Tarihler boyu kendisine sıkça başvurulan şiddet, uygulandığı hiçbir yerde kalıcı barışı, selameti sağlayamamış olması bir kenarda dursun, ilişkileri daha da kızıştırmış ve şiddetin uygulanmasından sonra gelişen bir sonraki adım her zaman daha kanlı, intikam kokan eylemlerin kuluçka yeri olmuştur. Öte yandan; şiddet, bir zehir misali kendisinin araç olarak kullanılmasıyla geliştirilen tepkilerin iyiniyetli olabilecek temeline de nüfuz etmiş ve direnç gösterilerinin yasallığını, meşruiyetini ortadan kaldırmıştır. Üstelik, söz konusu saldırganların kameraların bulunduğu bölgelerde daha da hiddetlenmesi örneğinde olduğu gibi, şiddetin bir korku ve baskı unsuru olarak şiddeti uygulayan kişinin haz duymasını sağlama ve gittikçe etkisini artırma yönü de vardır.

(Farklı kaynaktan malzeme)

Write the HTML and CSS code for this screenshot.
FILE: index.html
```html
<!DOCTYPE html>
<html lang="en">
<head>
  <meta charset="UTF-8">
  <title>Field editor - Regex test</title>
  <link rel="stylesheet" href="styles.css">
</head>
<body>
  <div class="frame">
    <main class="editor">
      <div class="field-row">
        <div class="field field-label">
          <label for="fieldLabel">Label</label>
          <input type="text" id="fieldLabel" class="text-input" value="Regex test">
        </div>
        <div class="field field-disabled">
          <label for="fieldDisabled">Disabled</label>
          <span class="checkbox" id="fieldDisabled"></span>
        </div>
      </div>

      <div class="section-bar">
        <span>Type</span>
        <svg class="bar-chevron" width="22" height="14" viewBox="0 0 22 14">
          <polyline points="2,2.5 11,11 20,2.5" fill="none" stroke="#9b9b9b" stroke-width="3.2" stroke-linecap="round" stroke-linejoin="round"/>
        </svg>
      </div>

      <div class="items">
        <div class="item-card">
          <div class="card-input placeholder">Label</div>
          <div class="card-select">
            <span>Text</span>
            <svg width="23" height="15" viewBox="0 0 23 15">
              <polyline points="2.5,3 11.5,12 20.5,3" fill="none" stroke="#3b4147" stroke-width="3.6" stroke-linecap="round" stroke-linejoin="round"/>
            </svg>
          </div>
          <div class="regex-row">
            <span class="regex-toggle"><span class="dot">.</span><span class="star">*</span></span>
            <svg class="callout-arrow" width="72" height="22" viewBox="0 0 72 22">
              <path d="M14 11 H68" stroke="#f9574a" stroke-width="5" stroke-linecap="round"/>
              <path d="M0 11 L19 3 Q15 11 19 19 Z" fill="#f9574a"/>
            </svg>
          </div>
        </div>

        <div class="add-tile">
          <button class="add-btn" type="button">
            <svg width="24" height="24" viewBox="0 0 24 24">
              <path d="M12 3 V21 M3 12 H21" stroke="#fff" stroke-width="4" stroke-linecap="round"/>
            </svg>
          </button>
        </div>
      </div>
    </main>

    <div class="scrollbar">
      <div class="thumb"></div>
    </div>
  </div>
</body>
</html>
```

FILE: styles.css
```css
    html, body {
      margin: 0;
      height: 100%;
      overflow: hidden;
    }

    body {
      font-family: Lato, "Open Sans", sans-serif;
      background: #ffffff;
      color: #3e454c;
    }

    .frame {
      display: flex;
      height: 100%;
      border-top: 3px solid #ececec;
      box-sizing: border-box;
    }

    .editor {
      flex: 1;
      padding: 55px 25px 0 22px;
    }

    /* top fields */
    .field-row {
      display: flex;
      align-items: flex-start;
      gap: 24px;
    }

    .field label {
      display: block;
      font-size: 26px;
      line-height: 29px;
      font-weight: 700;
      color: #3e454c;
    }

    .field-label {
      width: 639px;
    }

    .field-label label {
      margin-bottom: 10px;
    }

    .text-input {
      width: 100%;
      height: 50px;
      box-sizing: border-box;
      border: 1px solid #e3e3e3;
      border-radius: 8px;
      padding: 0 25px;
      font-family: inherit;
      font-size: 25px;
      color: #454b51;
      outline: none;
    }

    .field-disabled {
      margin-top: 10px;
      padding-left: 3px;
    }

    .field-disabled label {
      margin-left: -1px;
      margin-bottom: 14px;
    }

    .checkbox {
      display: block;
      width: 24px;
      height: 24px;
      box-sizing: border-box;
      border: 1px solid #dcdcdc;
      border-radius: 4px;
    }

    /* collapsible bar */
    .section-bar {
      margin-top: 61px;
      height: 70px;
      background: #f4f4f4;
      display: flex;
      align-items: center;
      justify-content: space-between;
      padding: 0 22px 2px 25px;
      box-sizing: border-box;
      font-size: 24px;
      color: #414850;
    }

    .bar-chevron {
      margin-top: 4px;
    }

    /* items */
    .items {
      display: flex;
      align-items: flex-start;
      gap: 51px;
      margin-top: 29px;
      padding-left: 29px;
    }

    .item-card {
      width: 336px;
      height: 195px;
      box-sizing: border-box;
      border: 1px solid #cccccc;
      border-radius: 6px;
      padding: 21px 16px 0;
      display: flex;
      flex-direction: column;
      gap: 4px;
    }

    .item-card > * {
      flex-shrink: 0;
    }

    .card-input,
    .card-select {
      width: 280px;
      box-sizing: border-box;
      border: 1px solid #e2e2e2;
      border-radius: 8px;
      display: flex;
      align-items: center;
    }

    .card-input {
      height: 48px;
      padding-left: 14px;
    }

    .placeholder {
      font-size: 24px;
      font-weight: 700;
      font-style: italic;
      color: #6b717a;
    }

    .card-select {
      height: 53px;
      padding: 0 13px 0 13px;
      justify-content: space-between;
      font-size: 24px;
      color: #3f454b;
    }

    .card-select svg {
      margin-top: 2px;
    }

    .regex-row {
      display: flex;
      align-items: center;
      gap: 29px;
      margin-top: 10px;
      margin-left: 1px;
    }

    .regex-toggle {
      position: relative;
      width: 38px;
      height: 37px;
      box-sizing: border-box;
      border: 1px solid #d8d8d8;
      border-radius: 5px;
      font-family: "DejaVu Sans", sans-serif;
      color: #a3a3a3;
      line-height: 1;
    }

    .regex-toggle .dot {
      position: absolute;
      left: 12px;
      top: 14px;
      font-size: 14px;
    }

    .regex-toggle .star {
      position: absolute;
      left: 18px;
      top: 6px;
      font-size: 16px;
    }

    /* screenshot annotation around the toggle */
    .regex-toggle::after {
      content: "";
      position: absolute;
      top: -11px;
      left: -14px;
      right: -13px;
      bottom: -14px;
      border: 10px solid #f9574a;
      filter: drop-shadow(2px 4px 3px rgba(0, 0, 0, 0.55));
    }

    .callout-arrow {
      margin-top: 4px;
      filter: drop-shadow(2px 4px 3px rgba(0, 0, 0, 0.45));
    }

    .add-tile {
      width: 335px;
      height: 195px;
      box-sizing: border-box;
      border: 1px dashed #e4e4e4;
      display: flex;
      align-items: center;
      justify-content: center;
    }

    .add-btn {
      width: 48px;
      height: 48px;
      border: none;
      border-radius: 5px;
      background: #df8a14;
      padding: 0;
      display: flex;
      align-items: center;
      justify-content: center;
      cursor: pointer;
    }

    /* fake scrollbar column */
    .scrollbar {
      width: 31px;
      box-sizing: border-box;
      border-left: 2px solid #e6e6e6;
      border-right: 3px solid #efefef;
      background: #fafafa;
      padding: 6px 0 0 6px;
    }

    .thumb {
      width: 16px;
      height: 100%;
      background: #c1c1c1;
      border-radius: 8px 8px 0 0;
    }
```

Şiddet karşı tepkilere yer bırakmayarak, baş gösterdiği yerde uzlaşmadan, müzakerelerden bahsetmeyi imkânsız hale gelmektedir. Nihayetinde, şiddetin varlığında ilişkiler; şiddet kullanmada baskın çıkan tarafın ekseninde tek taraflı bir biçimde gelişmekte ve şiddetin hegemonyası barış yollarını tıkamaktadır.
Konu ırkçılık gibi dünya tarihinin en kalıcı ve en insanlık dışı suçlarından biri dahi olsa, kamuoyundan gelen yazılı ve sözlü tepkilerin ardından konunun gerektirdiği özen ve dikkati göstererek önlemlerini almış bir markaya karşı düzenlenen saldırıların basında ırkçılık karşıtlığı adı altında meşrulaştırılması, en azından bu eylemlerin bir kınama haberi olarak yer almaması akla uygun değildir. Zira şiddet, doğası gereği başlangıcından sonra artarak artış gösteren ve bir noktadan sonra aklı saf dışı bırakan bir eylemdir.
Hitlerin Alman ırkının haklarını koruma motivasyonuyla, Mussolininin büyük İtalyan halkı sevdasıyla karşılarında yer alan herkesi önce ufak ufak ardından da milyonların katliamına sebep olacak şekilde şiddete maruz bırakmalarına bakınız.
Dünya tarihindeki tüm kanlı eylemler, kitlesel imhalar, soykırımlar meşru nedenlere dayandırılan ve üstü kapalı takdir edilen küçük çaplı şiddet gösterileriyle başlamış ve önüne geçilemez bir hale gelmiştir. Bu nedenledir ki, Johannesburgdaki saldırıya tüm insanlığın ve özellikle de siyahi toplumların canını çokça yakmış ırkçılık da neden olmuş olsa çözüme kavuşturulmuş (firmanın aldığı önlemleri hatırlatmak isterim) bir konuya karşı düşünsel direnç gösterme yoluna gidilmeyerek şiddete başvurulması anlaşılabilir bir tepki değildir. Toplumların, ülkelerin ve tüm dünyanın bir ateş topuna dönüşmesinin atılan tek bir kurşuna, basılan bir düğmeye, bir kundak eylemine bağlı olduğunu unutmamak gerekir.